Jackson echoes Weaver’s message, seeing firsthand the impact of expanding education on diverse communities.

“At USA Hockey, over the years, we've really started to look at how we can connect with hockey on many different levels and many different ways,” Jackson said. “There’s no longer just one way to identify with hockey. There's lots of ways to identify with hockey, and with us knowing more about the LGBTQ+ space, we can definitely create more opportunities around hockey that meet the needs of that community.”

Seeing USA Hockey’s top leaders in the audience was vital and incredibly important, Jackson said. Change begins with the top down, and when our leaders and change makers have a seat at the table to learn, that’s when we can begin to see tangible change. 

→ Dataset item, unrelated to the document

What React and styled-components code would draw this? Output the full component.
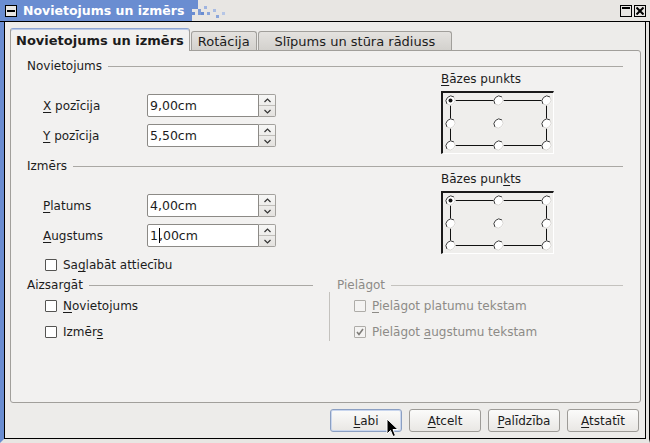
import styled, { createGlobalStyle } from "styled-components";

const GlobalStyle = createGlobalStyle`
  html, body {
    margin: 0;
    padding: 0;
    background: #ffffff;
  }
  body {
    font-family: "DejaVu Sans", "Liberation Sans", sans-serif;
    font-size: 12px;
    color: #1c1c1c;
  }
`;

const Window = styled.div`
  position: relative;
  width: 650px;
  height: 443px;
  box-sizing: border-box;
  display: flex;
  flex-direction: column;
  background: #e6e4e1;
  overflow: hidden;
`;

const TitleBar = styled.div`
  height: 21px;
  flex: none;
  display: flex;
  align-items: center;
  border-bottom: 1px solid #000;
  background: #e8e6e3;
`;

const TitleFill = styled.div`
  height: 100%;
  display: flex;
  align-items: center;
  gap: 6px;
  padding-left: 5px;
  padding-right: 2px;
  background: #6a8dd1;
`;

const TitleText = styled.span`
  color: #ffffff;
  font-weight: bold;
  font-size: 12.5px;
  white-space: nowrap;
`;

const Fade = styled.svg`
  display: block;
  flex: none;
`;

const Spacer = styled.div`
  flex: 1;
`;

const FrameButton = styled.div`
  width: 12px;
  height: 12px;
  box-sizing: border-box;
  border: 1px solid #000;
  background: #e8e6e3;
  display: flex;
  align-items: center;
  justify-content: center;
  margin-right: ${(p) => p.$gap || 0}px;
`;

const Frame = styled.div`
  flex: 1;
  display: flex;
  min-height: 0;
  border-left: 4px solid #6a8dd1;
  border-right: 1px solid #000;
  border-bottom: 4px solid #e8e6e3;
`;

const Body = styled.div`
  flex: 1;
  display: flex;
  flex-direction: column;
  padding: 6px 4px 6px 5px;
  background: #edecea;
  border-left: 1px solid #000;
  border-right: 1px solid #000;
  border-bottom: 1px solid #000;
  margin-right: 3px;
`;

const TabRow = styled.div`
  height: 22px;
  display: flex;
  align-items: flex-end;
  gap: 1px;
`;

const Tab = styled.div`
  position: relative;
  box-sizing: border-box;
  padding: 0 ${(p) => p.$pad}px;
  height: ${(p) => (p.$active ? 23 : 19)}px;
  margin-bottom: ${(p) => (p.$active ? -1 : 0)}px;
  z-index: ${(p) => (p.$active ? 1 : 0)};
  display: flex;
  align-items: center;
  border: 1px solid #a19f9b;
  border-bottom: none;
  border-top-color: ${(p) => (p.$active ? "#8ba4d4" : "#a19f9b")};
  border-radius: 3px 3px 0 0;
  font-weight: ${(p) => (p.$active ? "bold" : "normal")};
  font-size: 13px;
  white-space: nowrap;
  background: ${(p) =>
    p.$active ? "#f2f1f0" : "linear-gradient(#e4e2df, #d3d1cd)"};
  box-shadow: ${(p) => (p.$active ? "inset 0 1px 0 #b9c9e8" : "none")};
`;

const Panel = styled.div`
  flex: 1;
  box-sizing: border-box;
  display: flex;
  flex-direction: column;
  padding: 9px 17px 0 16px;
  background: #f2f1f0;
  border: 1px solid #a19f9b;
  border-radius: 0 3px 3px 3px;
`;

const SectionHeader = styled.div`
  display: flex;
  align-items: center;
  gap: 6px;
  line-height: 13px;
  margin-top: ${(p) => p.$top || 0}px;
  color: ${(p) => (p.$disabled ? "#8d8b87" : "inherit")};
  padding-left: ${(p) => p.$indent || 0}px;

  &::after {
    content: "";
    flex: 1;
    height: 1px;
    background: ${(p) => (p.$disabled ? "#c4c2be" : "#aaa8a4")};
  }
`;

const SectionRow = styled.div`
  display: grid;
  grid-template-columns: 1fr 182px;
`;

const Fields = styled.div`
  display: flex;
  flex-direction: column;
  gap: 7px;
  padding: 21px 0 0 16px;
`;

const FieldRow = styled.div`
  display: flex;
  align-items: center;
  height: 23px;
`;

const FieldLabel = styled.label`
  width: 104px;
`;

const Mn = styled.span`
  text-decoration: underline;
  text-underline-offset: 2px;
`;

const InputBox = styled.div`
  width: 112px;
  height: 23px;
  box-sizing: border-box;
  display: flex;
  align-items: center;
  padding-left: 2px;
  background: #ffffff;
  border: 1px solid #8c8a86;
  border-radius: 2px 0 0 2px;
  font-size: 12.5px;
`;

const Caret = styled.span`
  display: inline-block;
  width: 1px;
  height: 15px;
  margin: 0 -1px 0 1px;
  background: #000;
  vertical-align: middle;
`;

const Spin = styled.div`
  width: 17px;
  height: 23px;
  box-sizing: border-box;
  display: flex;
  flex-direction: column;
  border: 1px solid #a3a19d;
  border-left: none;
  border-radius: 0 2px 2px 0;
  background: linear-gradient(#f7f7f6, #e4e2df);
`;

const SpinHalf = styled.div`
  flex: 1;
  display: flex;
  align-items: center;
  justify-content: center;
  border-top: ${(p) => (p.$lower ? "1px solid #c0beba" : "none")};
`;

const BaseCol = styled.div`
  display: flex;
  flex-direction: column;
`;

const BaseLabel = styled.div`
  line-height: 13px;
`;

const BaseBox = styled.div`
  margin-top: 5px;
  width: 113px;
  height: 63px;
  box-sizing: border-box;
  border-top: 2px solid #1a1a1a;
  border-left: 2px solid #1a1a1a;
  border-right: 1px solid #ffffff;
  border-bottom: 1px solid #ffffff;
  background: #efeeec;
`;

const CheckRow = styled.label`
  display: flex;
  align-items: center;
  gap: 6px;
  height: 14px;
  padding-left: ${(p) => p.$indent || 0}px;
  margin-top: ${(p) => p.$top || 0}px;
  color: ${(p) => (p.$disabled ? "#8d8b87" : "inherit")};
`;

const Box = styled.span`
  width: 12px;
  height: 12px;
  box-sizing: border-box;
  display: flex;
  align-items: center;
  justify-content: center;
  border: 1px solid ${(p) => (p.$disabled ? "#aeaca8" : "#555452")};
  border-radius: 1px;
  background: ${(p) => (p.$disabled ? "#f4f3f2" : "#ffffff")};
`;

const LowerGrid = styled.div`
  display: grid;
  grid-template-columns: 286px 1fr;
  column-gap: 16px;
  margin-top: 7px;
`;

const Column = styled.div`
  display: flex;
  flex-direction: column;
`;

const CheckList = styled.div`
  display: flex;
  flex-direction: column;
  gap: 12px;
  padding: 7px 0 2px ${(p) => p.$pad || 0}px;
  border-left: ${(p) => (p.$rule ? "1px solid #c4c2be" : "none")};
`;

const ButtonRow = styled.div`
  display: flex;
  justify-content: flex-end;
  gap: 7px;
  margin-top: 6px;
  padding-right: 2px;
`;

const Button = styled.button`
  width: 72px;
  height: 23px;
  padding: 0;
  font-family: inherit;
  font-size: 12px;
  color: #1c1c1c;
  border: 1px solid ${(p) => (p.$focused ? "#8b9fc2" : "#9d9b97")};
  border-radius: 3px;
  background: linear-gradient(#fbfbfa, #e9e7e4);
  box-shadow: ${(p) => (p.$focused ? "inset 0 0 0 1px #c9d6ee" : "none")};
`;

const Pointer = styled.svg`
  position: absolute;
  left: 386px;
  top: 418px;
`;

function Chevron({ up }) {
  return (
    <svg width="7" height="5" viewBox="0 0 7 5">
      <path
        d={up ? "M0.5 4 L3.5 1 L6.5 4" : "M0.5 1 L3.5 4 L6.5 1"}
        fill="none"
        stroke="#333"
        strokeWidth="1.2"
      />
    </svg>
  );
}

function SpinField({ children }) {
  return (
    <>
      <InputBox>{children}</InputBox>
      <Spin>
        <SpinHalf>
          <Chevron up />
        </SpinHalf>
        <SpinHalf $lower>
          <Chevron />
        </SpinHalf>
      </Spin>
    </>
  );
}

function Radio({ x, y, on }) {
  return (
    <g>
      <circle cx={x} cy={y} r="5" fill="#ffffff" />
      <path
        d={`M${x - 3.5} ${y + 3.5} A5 5 0 0 1 ${x + 3.5} ${y - 3.5}`}
        fill="none"
        stroke="#3a3a3a"
        strokeWidth="1"
      />
      <path
        d={`M${x + 3.5} ${y - 3.5} A5 5 0 0 1 ${x - 3.5} ${y + 3.5}`}
        fill="none"
        stroke="#d8d6d3"
        strokeWidth="1"
      />
      {on && <circle cx={x} cy={y} r="2" fill="#111" />}
    </g>
  );
}

// 3x3 reference point picker; the first point is selected
function BasePoint() {
  const xs = [7, 55, 103];
  const ys = [7, 30, 52];
  return (
    <BaseBox>
      <svg width="110" height="60" viewBox="0 0 110 60">
        <rect
          x="7.5"
          y="7.5"
          width="96"
          height="45"
          fill="none"
          stroke="#111"
          strokeWidth="1"
        />
        {ys.map((y) =>
          xs.map((x) => (
            <Radio key={`${x}-${y}`} x={x + 0.5} y={y + 0.5} on={x === 7 && y === 7} />
          ))
        )}
      </svg>
    </BaseBox>
  );
}

function Check({ checked, disabled }) {
  return (
    <Box $disabled={disabled}>
      {checked && (
        <svg width="8" height="8" viewBox="0 0 8 8">
          <path
            d="M1 4 L3 6.5 L7 1"
            fill="none"
            stroke={disabled ? "#7f7d79" : "#222"}
            strokeWidth="1.6"
          />
        </svg>
      )}
    </Box>
  );
}

export default function App() {
  return (
    <>
      <GlobalStyle />
      <Window>
        <TitleBar>
          <TitleFill>
            <FrameButton>
              <svg width="8" height="2">
                <rect width="8" height="2" fill="#000" />
              </svg>
            </FrameButton>
            <TitleText>Novietojums un izmērs</TitleText>
          </TitleFill>
          <Fade width="42" height="21" viewBox="0 0 42 21">
            <rect x="0" y="0" width="6" height="21" fill="#6a8dd1" />
            <rect x="6" y="0" width="6" height="9" fill="#6a8dd1" />
            <rect x="6" y="12" width="3" height="3" fill="#6a8dd1" />
            <rect x="12" y="9" width="3" height="6" fill="#7f9cd6" />
            <rect x="15" y="12" width="3" height="3" fill="#6a8dd1" />
            <rect x="18" y="6" width="3" height="3" fill="#9fb4e0" />
            <rect x="21" y="12" width="3" height="3" fill="#8aa5da" />
            <rect x="27" y="9" width="3" height="3" fill="#a9bce3" />
            <rect x="30" y="15" width="3" height="3" fill="#8aa5da" />
            <rect x="36" y="12" width="3" height="3" fill="#b6c6e6" />
          </Fade>
          <Spacer />
          <FrameButton $gap={2}>
            <svg width="8" height="8">
              <rect x="0" y="0" width="8" height="2" fill="#000" />
            </svg>
          </FrameButton>
          <FrameButton $gap={4}>
            <svg width="8" height="8" viewBox="0 0 8 8">
              <path d="M0.5 0.5 L7.5 7.5 M7.5 0.5 L0.5 7.5" stroke="#000" strokeWidth="2" />
            </svg>
          </FrameButton>
        </TitleBar>

        <Frame>
          <Body>
            <TabRow>
              <Tab $active $pad={5}>
                Novietojums un izmērs
              </Tab>
              <Tab $pad={6}>Rotācija</Tab>
              <Tab $pad={16}>Slīpums un stūra rādiuss</Tab>
            </TabRow>

            <Panel>
              <SectionHeader>Novietojums</SectionHeader>
              <SectionRow>
                <Fields>
                  <FieldRow>
                    <FieldLabel>
                      <Mn>X</Mn> pozīcija
                    </FieldLabel>
                    <SpinField>9,00cm</SpinField>
                  </FieldRow>
                  <FieldRow>
                    <FieldLabel>
                      <Mn>Y</Mn> pozīcija
                    </FieldLabel>
                    <SpinField>5,50cm</SpinField>
                  </FieldRow>
                </Fields>
                <BaseCol>
                  <BaseLabel>
                    <Mn>B</Mn>āzes punkts
                  </BaseLabel>
                  <BasePoint />
                </BaseCol>
              </SectionRow>

              <SectionHeader $top={6}>Izmērs</SectionHeader>
              <SectionRow>
                <Fields>
                  <FieldRow>
                    <FieldLabel>
                      <Mn>P</Mn>latums
                    </FieldLabel>
                    <SpinField>4,00cm</SpinField>
                  </FieldRow>
                  <FieldRow>
                    <FieldLabel>
                      <Mn>A</Mn>ugstums
                    </FieldLabel>
                    <SpinField>
                      1<Caret />,00cm
                    </SpinField>
                  </FieldRow>
                </Fields>
                <BaseCol>
                  <BaseLabel>
                    Bāzes pun<Mn>k</Mn>ts
                  </BaseLabel>
                  <BasePoint />
                </BaseCol>
              </SectionRow>

              <CheckRow $indent={18} $top={4}>
                <Check />
                <span>
                  Sa<Mn>g</Mn>labāt attiecību
                </span>
              </CheckRow>

              <LowerGrid>
                <Column>
                  <SectionHeader>Aizsargāt</SectionHeader>
                  <CheckList $pad={18}>
                    <CheckRow>
                      <Check />
                      <span>
                        <Mn>N</Mn>ovietojums
                      </span>
                    </CheckRow>
                    <CheckRow>
                      <Check />
                      <span>
                        Izmēr<Mn>s</Mn>
                      </span>
                    </CheckRow>
                  </CheckList>
                </Column>
                <Column>
                  <SectionHeader $disabled $indent={8}>
                    Pielāgot
                  </SectionHeader>
                  <CheckList $pad={24} $rule>
                    <CheckRow $disabled>
                      <Check disabled />
                      <span>
                        <Mn>P</Mn>ielāgot platumu tekstam
                      </span>
                    </CheckRow>
                    <CheckRow $disabled>
                      <Check disabled checked />
                      <span>
                        Pielāgot <Mn>a</Mn>ugstumu tekstam
                      </span>
                    </CheckRow>
                  </CheckList>
                </Column>
              </LowerGrid>
            </Panel>

            <ButtonRow>
              <Button $focused>
                <Mn>L</Mn>abi
              </Button>
              <Button>
                <Mn>A</Mn>tcelt
              </Button>
              <Button>
                <Mn>P</Mn>alīdzība
              </Button>
              <Button>
                <Mn>A</Mn>tstatīt
              </Button>
            </ButtonRow>
          </Body>
        </Frame>

        <Pointer width="13" height="20" viewBox="0 0 13 20">
          <path
            d="M1 1 L1 16 L4.5 12.5 L7 18.5 L9.5 17.5 L7 11.5 L12 11.5 Z"
            fill="#000"
            stroke="#fff"
            strokeWidth="1"
          />
        </Pointer>
      </Window>
    </>
  );
}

“The more we learn, the more we can build and create those hockey experiences that meet some of the change throughout our communities,” Jackson said. “That’s how we are preparing ourselves, by continuing to educate ourselves. We're starting with learning more about the community and embracing the community based on what we're learning. The hope is that moving forward, there will be more opportunity for that demographic to play hockey.”

“We need to continue to embrace learning and understanding our differences,” said Pat Kelleher, executive director of USA Hockey. “The good news is that our volunteers and staff embrace learning and are invested in helping continue to move our sport forward, which includes efforts to be more inclusive.”